Were we to determine that the Criminal Court properly declined to reach the merits of the legality of the stop owing to the absence of a written motion to suppress evidence on that ground, we would find that defendant was denied the effective assistance of counsel.
“The right to effective assistance of counsel is guaranteed by the Federal and State constitutions. Under the federal standard ... a defendant must show that his or her attorney's performance fell below an objective standard of reasonableness, and that there is a reasonable probability that, but for counsel's unprofessional errors, the result of the proceeding would have been different. Under the state standard, the constitutional requirements for the effective assistance of counsel are met when the defense attorney provides meaningful representation” (People v. Mehmood, 112 A.D.3d 850, 854, 977 N.Y.S.2d 78 [2013] [internal quotation marks and citations omitted] ).

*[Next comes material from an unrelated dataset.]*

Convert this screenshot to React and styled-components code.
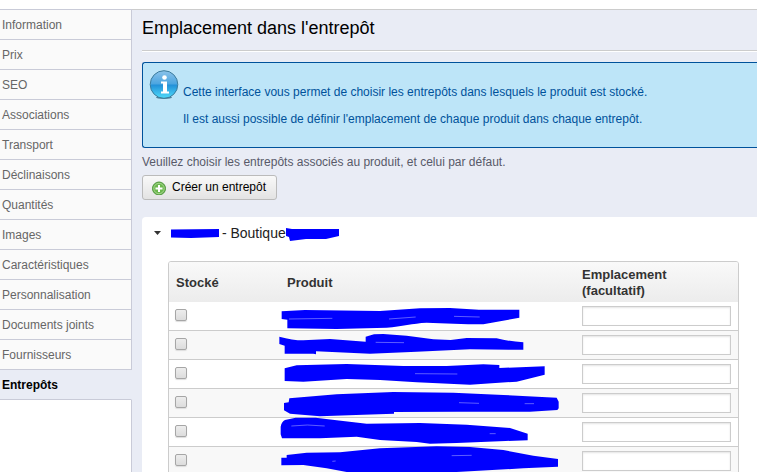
import styled, { createGlobalStyle } from "styled-components";

const GlobalStyle = createGlobalStyle`
  * {
    box-sizing: border-box;
  }

  body {
    margin: 0;
    overflow: hidden;
    background: #fff;
    color: #585a69;
    font-family: "Liberation Sans", Arial, sans-serif;
    font-size: 12px;
  }
`;

const Page = styled.div`
  display: flex;
  min-height: 100vh;
  padding-top: 9px;
`;

const Sidebar = styled.nav`
  display: flex;
  flex-direction: column;
  flex: 0 0 132px;
  border-top: 1px solid #c9cbd8;
`;

const Tab = styled.a`
  height: 30px;
  padding: 1px 0 0 2px;
  line-height: 29px;
  font-size: 12px;
  text-decoration: none;
  white-space: nowrap;
  color: ${(props) => (props.$active ? "#000" : "#666")};
  font-weight: ${(props) => (props.$active ? "bold" : "normal")};
  background: ${(props) => (props.$active ? "#e9ecf5" : "#fafafa")};
  border-bottom: 1px solid #c9cbd8;
  border-right: 1px solid ${(props) => (props.$active ? "#e9ecf5" : "#c9cbd8")};
`;

const SidebarRest = styled.div`
  flex: 1;
  border-right: 1px solid #c9cbd8;
`;

const Main = styled.main`
  flex: 1;
  min-width: 0;
  padding-left: 10px;
  background: #e9ecf5;
  border-top: 1px solid #ccc;
`;

const Title = styled.h1`
  margin: 0 0 11px;
  padding: 8px 0 12px;
  color: #000;
  font-size: 18px;
  font-weight: normal;
  line-height: 20px;
  border-bottom: 1px solid #ccc;
  box-shadow: 0 1px #fff;
`;

const Info = styled.div`
  display: flex;
  gap: 4px;
  padding: 7px 0 20px 6px;
  color: #00529b;
  background: #bde5f8;
  border: 1px solid #00529b;
  border-right: none;
  border-radius: 3px 0 0 3px;
`;

const InfoText = styled.div`
  display: flex;
  flex-direction: column;
  gap: 11px;
  padding-top: 14px;

  p {
    margin: 0;
    line-height: 16px;
  }
`;

const Hint = styled.p`
  margin: 6px 0 5px;
  line-height: 16px;
`;

const CreateButton = styled.button`
  display: flex;
  align-items: center;
  gap: 5px;
  height: 25px;
  padding: 0 10px 2px 8px;
  color: #000;
  font-family: inherit;
  font-size: 12px;
  background: linear-gradient(#f9f9f9, #e3e3e3);
  border: 1px solid #bbb;
  border-radius: 3px;
`;

const Panel = styled.section`
  margin-top: 17px;
  padding: 7px 18px 0 26px;
  background: #fff;
  border-radius: 4px 0 0 0;
`;

const PanelTitle = styled.h2`
  display: flex;
  align-items: center;
  margin: 0 0 19px -14px;
  color: #222;
  font-size: 14px;
  font-weight: normal;
  line-height: 18px;
  white-space: pre;
`;

const TableFrame = styled.div`
  border: 1px solid #ccc;
  border-radius: 3px;
  overflow: hidden;
`;

const Table = styled.table`
  width: 100%;
  table-layout: fixed;
  border-collapse: separate;
  border-spacing: 0;
`;

const HeadRow = styled.tr`
  background: linear-gradient(#f9f9f9, #ececec);
`;

const Th = styled.th`
  width: ${(props) => props.$width || "auto"};
  height: 40px;
  padding: 2px 7px 0;
  color: #333;
  font-size: 13px;
  line-height: 16px;
  text-align: left;
`;

const Row = styled.tr`
  background: #fff;

  &:nth-child(even) {
    background: #f8f8f8;
  }
`;

const Td = styled.td`
  height: 29px;
  padding: 0 7px;
  vertical-align: middle;
  border-bottom: 1px solid #ccc;
`;

const ProductCell = styled(Td)`
  padding: 0;
`;

const Checkbox = styled.input`
  display: block;
  appearance: none;
  width: 12px;
  height: 12px;
  margin: 0 0 2px -1px;
  background: linear-gradient(#ededed, #dcdcdc);
  border: 1px solid #a6a6a6;
  border-radius: 2px;
  box-shadow: 0 1px 1px #ddd;
`;

const LocationInput = styled.input`
  display: block;
  width: 100%;
  height: 20px;
  padding: 0 4px;
  font-family: inherit;
  font-size: 12px;
  background: #fff;
  border: 1px solid #ccc;
  box-shadow: inset 0 1px 2px #e4e4e4;
`;

const Scribble = styled.svg`
  display: block;
  overflow: visible;
  fill: #00f;
`;

const tabs = [
  "Information",
  "Prix",
  "SEO",
  "Associations",
  "Transport",
  "Déclinaisons",
  "Quantités",
  "Images",
  "Caractéristiques",
  "Personnalisation",
  "Documents joints",
  "Fournisseurs",
  "Entrepôts",
];

// masked product names: outline of the marker, then the gaps it left
const products = [
  {
    mark: "M8 28L78 24L303 27L423 19L513 18L600 23L721 23V47L613 67Q520 66 443 62C400 64 370 73 323 77L173 81L25 79V53L8 51Z",
    gaps: "M30 51L160 49M330 51L410 45M525 43L602 45",
  },
  {
    mark: "M1 17Q40 28 73 28L153 24L260 32V17L285 10L313 9L383 14L463 25L515 27L563 21L653 22Q690 31 733 34V56H690L573 55L413 62L273 68L111 61V70L103 68H17V44L1 39Z",
    gaps: "M290 34L375 35",
  },
  {
    mark: "M17 25L53 16L203 12L373 18H503L613 13L661 15V24L797 19V44L713 65L573 74L413 67L303 60L203 57L73 65L17 63Z",
    gaps: "M408 41L535 42",
  },
  {
    mark: "M31 28L173 16L343 9L523 11L673 18L833 26L839 38V58L835 63L753 68L533 68L345 69V74L253 77L123 82L33 74L15 64V42L29 40Z",
    gaps: "M540 41L600 43M737 44L765 44",
  },
  {
    mark: "M5 26Q8 11 18 6L50 -1H110L173 7L263 17L423 15L563 20L693 30L746 47V67L680 69L533 75L453 77L413 72L303 66L233 56L123 61H9L5 49Z",
    gaps: "M37 24L85 21L137 24M632 47L650 47",
  },
  {
    mark: "M7 32H23V24L83 17L183 16L303 4L473 -2L573 0L673 9L763 26L837 36V59L733 64L533 75H203L143 64L73 54L7 55Z",
    gaps: "M518 26L578 25M160 43L170 42",
  },
];

function InfoIcon() {
  return (
    <svg width="30" height="30" viewBox="0 0 30 30" aria-hidden="true">
      <defs>
        <linearGradient id="info" x1="0" y1="0" x2="0" y2="1">
          <stop offset="0" stopColor="#8cc3ea" />
          <stop offset="0.48" stopColor="#4ba5e0" />
          <stop offset="0.52" stopColor="#2290d8" />
          <stop offset="1" stopColor="#4fdcfa" />
        </linearGradient>
      </defs>
      <ellipse cx="15" cy="27.500" rx="8" ry="1.500" fill="#4a8299" />
      <circle cx="15" cy="14.500" r="13.800" fill="url(#info)" stroke="#3b7b9c" />
      <circle cx="15.500" cy="7.500" r="2.300" fill="#fff" />
      <path d="M12 11.500h6v10h2v2h-8v-2h2v-8h-2z" fill="#fff" />
    </svg>
  );
}

function AddIcon() {
  return (
    <svg width="16" height="16" viewBox="0 0 16 16" aria-hidden="true">
      <circle cx="8" cy="9.500" r="6.500" fill="#6cb84e" stroke="#4e963b" />
      <circle cx="8" cy="9.500" r="5.200" fill="none" stroke="#a5d48e" />
      <path d="M8 6v7M4.500 9.500h7" stroke="#fff" strokeWidth="2" />
    </svg>
  );
}

export default function App() {
  return (
    <>
      <GlobalStyle />
      <Page>
        <Sidebar>
          {tabs.map((tab) => (
            <Tab key={tab} href="#" $active={tab === "Entrepôts"}>
              {tab}
            </Tab>
          ))}
          <SidebarRest />
        </Sidebar>

        <Main>
          <Title>Emplacement dans l'entrepôt</Title>
          <Info>
            <InfoIcon />
            <InfoText>
              <p>
                Cette interface vous permet de choisir les entrepôts dans
                lesquels le produit est stocké.
              </p>
              <p>
                Il est aussi possible de définir l'emplacement de chaque produit
                dans chaque entrepôt.
              </p>
            </InfoText>
          </Info>
          <Hint>
            Veuillez choisir les entrepôts associés au produit, et celui par
            défaut.
          </Hint>
          <CreateButton type="button">
            <AddIcon />
            Créer un entrepôt
          </CreateButton>

          <Panel>
            <PanelTitle>
              <svg width="17" height="18" aria-hidden="true">
                <path d="M0 7h7l-3.500 4z" fill="#333" />
              </svg>
              <Scribble width="47" height="18" aria-hidden="true">
                <path d="M0 5.500L48 5V13L20 14L0 13.500Z" />
              </Scribble>
              {" - Boutique"}
              <Scribble width="54" height="18" aria-hidden="true">
                <path d="M0 4L6 5H53V12L40 15H20L4 17L3 13L0 12Z" />
              </Scribble>
            </PanelTitle>
            <TableFrame>
              <Table>
                <thead>
                  <HeadRow>
                    <Th $width="111px">Stocké</Th>
                    <Th>Produit</Th>
                    <Th $width="163px">Emplacement (facultatif)</Th>
                  </HeadRow>
                </thead>
                <tbody>
                  {products.map((product, index) => (
                    <Row key={index}>
                      <Td>
                        <Checkbox type="checkbox" aria-label="Stocké" />
                      </Td>
                      <ProductCell>
                        <Scribble
                          width="280"
                          height="28"
                          viewBox="3 0 840 84"
                          aria-hidden="true"
                        >
                          <path d={product.mark} />
                          <path
                            d={product.gaps}
                            fill="none"
                            stroke="#bbf"
                            strokeWidth="1.500"
                          />
                        </Scribble>
                      </ProductCell>
                      <Td>
                        <LocationInput type="text" aria-label="Emplacement" />
                      </Td>
                    </Row>
                  ))}
                </tbody>
              </Table>
            </TableFrame>
          </Panel>
        </Main>
      </Page>
    </>
  );
}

An attorney may be ineffective by either standard if he or she “fail [s] to make proper inquiry of the factual basis for a hearing or ... make [s] erroneous legal judgments about the viability of a request for a hearing” (People v. Rivera, 71 N.Y.2d 705, 709, 530 N.Y.S.2d 52, 525 N.E.2d 698 [1988] ; see also People v. Walker, 115 A.D.3d 889, 889, 982 N.Y.S.2d 378 [2014] [“(t)he failure to raise or adequately pursue a viable suppression claim may constitute the ineffective assistance of counsel”], quoting People v. Cyrus, 48 A.D.3d 150, 160, 848 N.Y.S.2d 67 [2007] ). “[A] single error may qualify as ineffective assistance ... [if] sufficiently egregious and prejudicial as to compromise defendant's right to a fair trial” (People v. Johnson, 37 A.D.3d 363, 363–364, 830 N.Y.S.2d 546 [2007], quoting People v. Caban, 5 N.Y.3d 143, 152, 800 N.Y.S.2d 70, 833 N.E.2d 213 [2005] ). Thus, if the trial court properly based its refusal to consider the issue of the validity of the stop upon counsel's failure to properly move to suppress evidence essential to a viable prosecution of the charges arising from the incident of November 9, 2007, a plainly meritorious ground, defendant was denied the effective assistance of counsel. Further, given the “quantum and nature” of the evidence obtained on November 9, 2007, there is little doubt that, had the evidence been suppressed, the charges based thereon would have been dismissed (People v. Wells, 21 N.Y.3d 716, 718, 977 N.Y.S.2d 712, 999 N.E.2d 1157 [2013] ). Further, as the “causal effect” (id. ) of the admission of that evidence at the joint trial could only have greatly prejudiced the defense of the charge arising from the incident of November 14, 2007, the error cannot be considered harmless with respect to that conviction (People v. Crimmins, 36 N.Y.2d 230, 240, 367 N.Y.S.2d 213, 326 N.E.2d 787 [1975] ).
In light of the foregoing, we need not address defendant's remaining contentions.
Accordingly, the judgment convicting defendant of criminal possession of a forged instrument in the third degree and of criminal impersonation in the second degree, based on the November 9, 2007 incident, is reversed, so much of the September 25, 2009 determination as denied the branch of defendant's motion seeking to suppress evidence with respect to the incident is vacated, that branch of defendant's motion is granted, and the counts of accusatory instrument based on the November 9, 2007 incident charging those offenses are dismissed. Moreover, the judgment convicting defendant of criminal possession of a forged instrument in the third degree, based on the November 14, 2007 incident, is reversed, and the matter is remitted to the Criminal Court for further proceedings on that charge.